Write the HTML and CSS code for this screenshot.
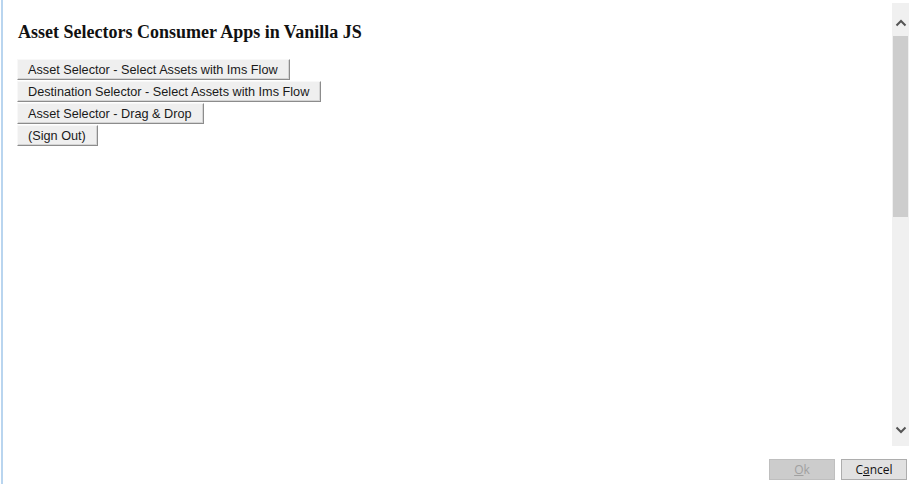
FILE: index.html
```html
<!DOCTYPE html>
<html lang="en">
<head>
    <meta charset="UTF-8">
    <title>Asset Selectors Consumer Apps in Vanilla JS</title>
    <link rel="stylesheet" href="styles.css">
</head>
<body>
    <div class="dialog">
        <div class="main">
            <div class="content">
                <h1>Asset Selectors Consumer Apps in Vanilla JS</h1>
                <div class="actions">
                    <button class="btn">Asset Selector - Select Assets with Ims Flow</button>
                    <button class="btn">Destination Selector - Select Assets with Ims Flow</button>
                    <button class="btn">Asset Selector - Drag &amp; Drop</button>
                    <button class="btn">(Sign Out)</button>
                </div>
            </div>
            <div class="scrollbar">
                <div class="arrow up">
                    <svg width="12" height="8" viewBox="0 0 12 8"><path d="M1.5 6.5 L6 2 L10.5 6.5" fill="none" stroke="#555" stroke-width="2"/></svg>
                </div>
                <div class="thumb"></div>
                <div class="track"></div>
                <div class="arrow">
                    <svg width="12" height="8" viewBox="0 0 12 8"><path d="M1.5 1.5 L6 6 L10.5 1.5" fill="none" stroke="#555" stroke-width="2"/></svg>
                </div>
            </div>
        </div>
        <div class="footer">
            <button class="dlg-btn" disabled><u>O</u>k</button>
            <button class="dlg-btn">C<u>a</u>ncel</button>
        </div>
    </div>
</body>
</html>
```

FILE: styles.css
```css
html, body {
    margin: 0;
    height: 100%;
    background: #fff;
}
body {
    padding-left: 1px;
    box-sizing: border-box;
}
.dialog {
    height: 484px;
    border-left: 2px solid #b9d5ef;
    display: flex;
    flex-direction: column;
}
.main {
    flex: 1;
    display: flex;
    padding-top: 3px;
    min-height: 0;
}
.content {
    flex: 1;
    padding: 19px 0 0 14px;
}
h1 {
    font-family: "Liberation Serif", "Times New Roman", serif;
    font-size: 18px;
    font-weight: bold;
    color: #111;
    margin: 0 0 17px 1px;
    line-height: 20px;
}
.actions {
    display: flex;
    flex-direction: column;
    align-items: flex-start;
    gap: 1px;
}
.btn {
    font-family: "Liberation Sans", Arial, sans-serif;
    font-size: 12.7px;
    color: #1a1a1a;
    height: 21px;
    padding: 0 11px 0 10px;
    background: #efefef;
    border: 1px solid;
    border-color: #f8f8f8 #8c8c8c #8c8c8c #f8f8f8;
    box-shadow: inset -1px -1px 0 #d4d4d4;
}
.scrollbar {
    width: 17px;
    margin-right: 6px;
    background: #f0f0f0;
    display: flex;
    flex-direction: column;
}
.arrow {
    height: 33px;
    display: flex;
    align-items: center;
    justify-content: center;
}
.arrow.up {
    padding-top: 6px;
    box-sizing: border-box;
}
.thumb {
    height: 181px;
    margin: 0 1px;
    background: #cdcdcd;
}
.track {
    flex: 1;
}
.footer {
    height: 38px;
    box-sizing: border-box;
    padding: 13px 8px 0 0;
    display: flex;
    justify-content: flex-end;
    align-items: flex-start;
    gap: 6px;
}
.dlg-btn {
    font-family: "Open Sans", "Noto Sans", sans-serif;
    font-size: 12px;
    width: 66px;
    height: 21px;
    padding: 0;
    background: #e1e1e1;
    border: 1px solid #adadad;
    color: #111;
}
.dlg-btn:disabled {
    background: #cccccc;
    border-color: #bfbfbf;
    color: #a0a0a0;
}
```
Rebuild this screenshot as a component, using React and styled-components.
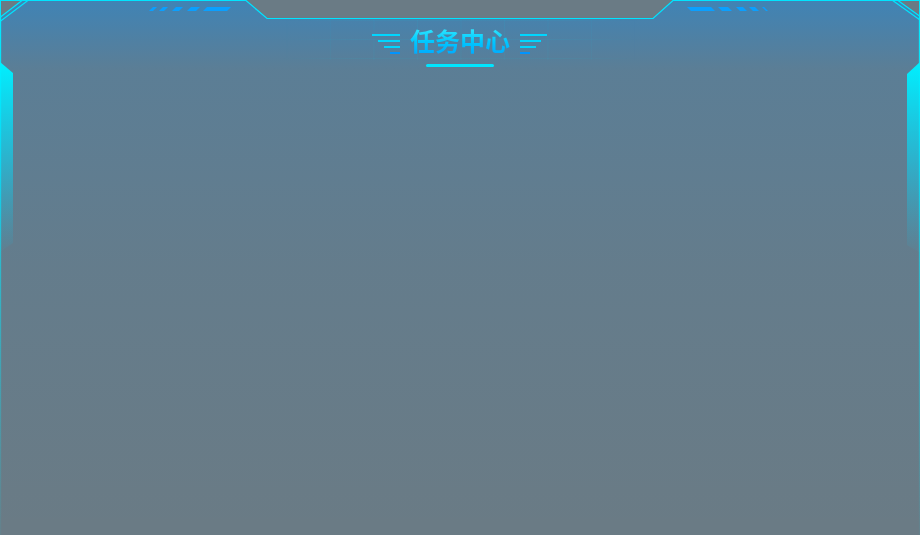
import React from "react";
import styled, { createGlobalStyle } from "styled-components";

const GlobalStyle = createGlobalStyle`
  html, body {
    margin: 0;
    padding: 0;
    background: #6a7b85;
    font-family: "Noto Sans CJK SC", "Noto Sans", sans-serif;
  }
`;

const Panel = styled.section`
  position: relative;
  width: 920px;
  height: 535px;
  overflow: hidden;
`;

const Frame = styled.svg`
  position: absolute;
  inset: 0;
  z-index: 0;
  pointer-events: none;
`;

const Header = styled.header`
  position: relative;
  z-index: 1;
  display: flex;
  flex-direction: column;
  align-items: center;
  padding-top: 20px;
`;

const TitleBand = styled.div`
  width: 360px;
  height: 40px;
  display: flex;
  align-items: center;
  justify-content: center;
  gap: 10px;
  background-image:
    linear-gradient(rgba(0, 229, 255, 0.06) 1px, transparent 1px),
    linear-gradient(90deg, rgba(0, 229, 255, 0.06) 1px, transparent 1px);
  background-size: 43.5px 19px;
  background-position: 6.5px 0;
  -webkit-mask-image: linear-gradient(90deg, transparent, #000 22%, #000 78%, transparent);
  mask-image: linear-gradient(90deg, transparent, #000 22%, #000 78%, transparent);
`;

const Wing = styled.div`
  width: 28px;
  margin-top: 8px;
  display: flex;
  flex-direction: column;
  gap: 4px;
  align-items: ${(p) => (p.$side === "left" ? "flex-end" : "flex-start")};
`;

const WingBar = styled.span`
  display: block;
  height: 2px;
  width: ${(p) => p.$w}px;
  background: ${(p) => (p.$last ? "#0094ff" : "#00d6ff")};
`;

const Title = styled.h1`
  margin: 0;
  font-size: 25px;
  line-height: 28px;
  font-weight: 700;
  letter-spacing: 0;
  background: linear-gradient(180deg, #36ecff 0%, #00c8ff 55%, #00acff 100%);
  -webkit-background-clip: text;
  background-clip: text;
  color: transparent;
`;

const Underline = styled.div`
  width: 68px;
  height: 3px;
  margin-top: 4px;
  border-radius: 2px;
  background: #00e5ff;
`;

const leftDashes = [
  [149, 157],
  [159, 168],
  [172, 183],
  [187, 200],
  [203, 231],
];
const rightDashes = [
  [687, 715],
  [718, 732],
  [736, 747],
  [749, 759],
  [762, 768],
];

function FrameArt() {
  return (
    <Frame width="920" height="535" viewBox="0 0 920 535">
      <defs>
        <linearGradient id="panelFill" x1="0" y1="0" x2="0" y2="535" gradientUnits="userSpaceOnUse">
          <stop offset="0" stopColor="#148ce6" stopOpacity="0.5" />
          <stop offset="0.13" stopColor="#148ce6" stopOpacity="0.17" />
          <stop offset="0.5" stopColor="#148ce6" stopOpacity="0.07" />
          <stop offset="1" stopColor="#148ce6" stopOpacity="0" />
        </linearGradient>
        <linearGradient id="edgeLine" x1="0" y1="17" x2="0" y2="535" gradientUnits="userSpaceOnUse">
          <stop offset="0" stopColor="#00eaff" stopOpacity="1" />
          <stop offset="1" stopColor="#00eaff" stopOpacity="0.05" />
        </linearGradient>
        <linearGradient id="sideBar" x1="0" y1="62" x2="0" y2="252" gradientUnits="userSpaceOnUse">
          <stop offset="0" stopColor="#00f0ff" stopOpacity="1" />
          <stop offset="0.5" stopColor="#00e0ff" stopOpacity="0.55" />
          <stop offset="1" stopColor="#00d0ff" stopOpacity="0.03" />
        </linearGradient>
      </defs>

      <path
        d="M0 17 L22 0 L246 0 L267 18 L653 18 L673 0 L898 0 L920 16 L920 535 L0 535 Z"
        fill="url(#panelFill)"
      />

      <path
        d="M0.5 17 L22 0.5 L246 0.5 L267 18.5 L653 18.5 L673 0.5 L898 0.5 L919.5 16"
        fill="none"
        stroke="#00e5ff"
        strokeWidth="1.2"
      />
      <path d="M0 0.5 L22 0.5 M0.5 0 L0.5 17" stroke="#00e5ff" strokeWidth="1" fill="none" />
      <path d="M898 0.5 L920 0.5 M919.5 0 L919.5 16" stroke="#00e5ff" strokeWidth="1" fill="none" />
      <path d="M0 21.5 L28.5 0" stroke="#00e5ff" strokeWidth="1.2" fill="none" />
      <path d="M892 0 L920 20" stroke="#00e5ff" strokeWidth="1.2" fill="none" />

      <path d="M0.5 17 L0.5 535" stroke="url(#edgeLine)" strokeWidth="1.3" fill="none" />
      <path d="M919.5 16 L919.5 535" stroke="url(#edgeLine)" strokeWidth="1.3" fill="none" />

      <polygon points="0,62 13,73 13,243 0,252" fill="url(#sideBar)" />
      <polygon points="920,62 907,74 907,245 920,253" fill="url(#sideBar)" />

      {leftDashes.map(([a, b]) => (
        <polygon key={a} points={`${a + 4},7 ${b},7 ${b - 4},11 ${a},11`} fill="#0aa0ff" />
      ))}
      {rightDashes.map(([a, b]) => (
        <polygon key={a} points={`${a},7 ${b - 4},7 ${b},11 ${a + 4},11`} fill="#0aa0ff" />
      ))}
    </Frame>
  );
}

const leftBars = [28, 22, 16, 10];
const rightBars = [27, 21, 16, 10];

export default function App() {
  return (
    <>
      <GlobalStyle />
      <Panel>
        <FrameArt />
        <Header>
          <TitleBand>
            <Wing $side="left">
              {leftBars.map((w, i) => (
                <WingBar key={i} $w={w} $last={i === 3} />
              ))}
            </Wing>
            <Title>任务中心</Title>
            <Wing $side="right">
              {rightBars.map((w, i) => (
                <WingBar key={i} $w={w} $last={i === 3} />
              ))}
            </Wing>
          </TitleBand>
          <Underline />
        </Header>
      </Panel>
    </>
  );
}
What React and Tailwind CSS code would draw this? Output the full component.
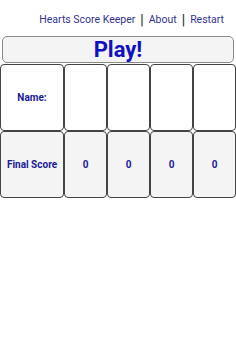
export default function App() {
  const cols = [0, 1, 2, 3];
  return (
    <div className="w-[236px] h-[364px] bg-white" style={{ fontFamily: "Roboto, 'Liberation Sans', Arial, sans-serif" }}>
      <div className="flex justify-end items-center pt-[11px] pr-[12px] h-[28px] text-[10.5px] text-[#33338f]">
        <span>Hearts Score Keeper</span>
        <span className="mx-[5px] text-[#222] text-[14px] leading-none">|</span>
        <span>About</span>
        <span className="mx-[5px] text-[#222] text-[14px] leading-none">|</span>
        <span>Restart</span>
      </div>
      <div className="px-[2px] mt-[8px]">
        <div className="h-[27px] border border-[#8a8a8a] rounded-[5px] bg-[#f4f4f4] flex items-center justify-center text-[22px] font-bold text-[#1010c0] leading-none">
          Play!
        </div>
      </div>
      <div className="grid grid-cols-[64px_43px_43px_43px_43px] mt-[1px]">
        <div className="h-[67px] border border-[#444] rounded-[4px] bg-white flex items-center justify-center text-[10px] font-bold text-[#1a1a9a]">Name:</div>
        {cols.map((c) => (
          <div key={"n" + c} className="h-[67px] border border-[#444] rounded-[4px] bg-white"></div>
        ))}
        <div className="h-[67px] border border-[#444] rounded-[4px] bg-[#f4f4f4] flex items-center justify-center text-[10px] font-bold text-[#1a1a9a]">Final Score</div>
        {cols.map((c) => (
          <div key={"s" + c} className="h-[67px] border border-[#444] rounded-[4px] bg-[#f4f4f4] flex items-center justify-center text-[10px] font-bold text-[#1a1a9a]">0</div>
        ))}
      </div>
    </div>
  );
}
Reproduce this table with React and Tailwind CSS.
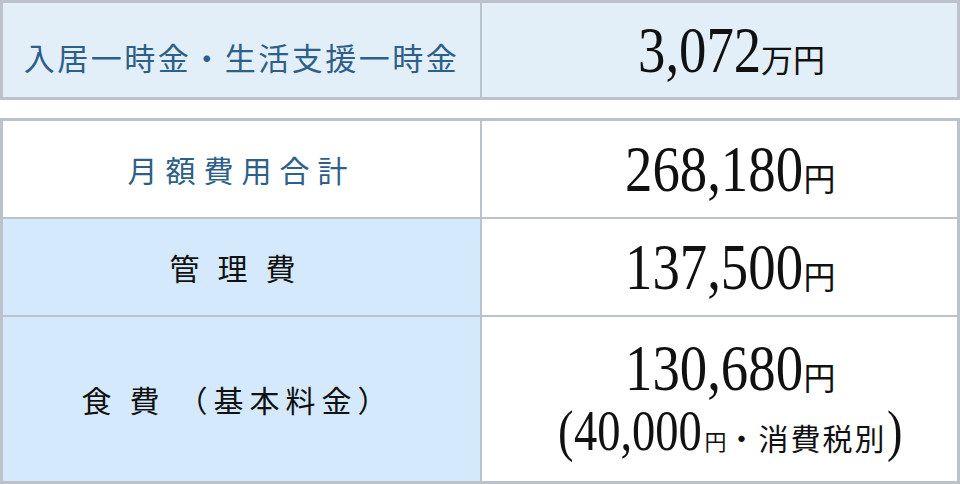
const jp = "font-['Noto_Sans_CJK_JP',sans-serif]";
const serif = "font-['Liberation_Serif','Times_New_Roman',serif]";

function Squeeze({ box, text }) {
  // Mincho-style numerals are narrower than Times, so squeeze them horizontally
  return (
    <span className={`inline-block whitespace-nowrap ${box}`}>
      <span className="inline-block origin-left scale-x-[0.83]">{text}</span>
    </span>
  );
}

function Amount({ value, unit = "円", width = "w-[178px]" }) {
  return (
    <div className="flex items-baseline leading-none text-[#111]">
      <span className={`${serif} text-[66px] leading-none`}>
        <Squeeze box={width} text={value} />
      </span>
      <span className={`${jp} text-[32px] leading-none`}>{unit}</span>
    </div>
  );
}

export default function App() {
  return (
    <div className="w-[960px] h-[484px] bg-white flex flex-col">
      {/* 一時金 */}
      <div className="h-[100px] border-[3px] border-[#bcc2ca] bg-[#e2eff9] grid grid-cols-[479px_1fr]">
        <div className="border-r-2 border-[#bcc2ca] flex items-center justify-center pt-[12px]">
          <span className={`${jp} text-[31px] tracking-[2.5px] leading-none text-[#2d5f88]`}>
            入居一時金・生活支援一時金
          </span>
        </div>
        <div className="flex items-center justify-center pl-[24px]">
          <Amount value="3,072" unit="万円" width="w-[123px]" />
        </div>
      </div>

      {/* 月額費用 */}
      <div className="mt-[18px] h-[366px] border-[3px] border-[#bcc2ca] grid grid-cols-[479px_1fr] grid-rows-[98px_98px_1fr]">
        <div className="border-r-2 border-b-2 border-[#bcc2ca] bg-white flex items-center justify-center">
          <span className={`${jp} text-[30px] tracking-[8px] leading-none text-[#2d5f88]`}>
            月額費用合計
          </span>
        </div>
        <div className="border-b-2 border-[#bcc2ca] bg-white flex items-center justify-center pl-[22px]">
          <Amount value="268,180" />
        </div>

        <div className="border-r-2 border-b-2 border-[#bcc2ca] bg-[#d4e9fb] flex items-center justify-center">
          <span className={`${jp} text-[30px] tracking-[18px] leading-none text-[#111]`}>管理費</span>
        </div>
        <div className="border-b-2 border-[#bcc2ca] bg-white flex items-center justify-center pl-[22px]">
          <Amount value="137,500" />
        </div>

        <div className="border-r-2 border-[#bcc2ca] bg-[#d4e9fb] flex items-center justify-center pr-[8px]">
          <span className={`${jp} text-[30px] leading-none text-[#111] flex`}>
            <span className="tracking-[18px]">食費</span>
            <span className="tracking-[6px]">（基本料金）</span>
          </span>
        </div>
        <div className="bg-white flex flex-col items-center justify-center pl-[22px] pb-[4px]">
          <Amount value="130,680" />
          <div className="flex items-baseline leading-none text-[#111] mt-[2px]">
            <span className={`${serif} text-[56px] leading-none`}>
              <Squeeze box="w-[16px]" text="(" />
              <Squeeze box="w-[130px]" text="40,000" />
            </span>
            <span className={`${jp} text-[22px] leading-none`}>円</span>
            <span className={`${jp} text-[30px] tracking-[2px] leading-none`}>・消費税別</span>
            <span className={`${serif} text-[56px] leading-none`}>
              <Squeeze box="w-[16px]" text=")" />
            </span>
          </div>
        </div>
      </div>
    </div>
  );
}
------------------------------
• Objective: Go through the records. Copy each line where "components" appears.

• Solution for this problem:
Rebuild this screenshot as a component, using React and styled-components.
import styled, { createGlobalStyle } from "styled-components";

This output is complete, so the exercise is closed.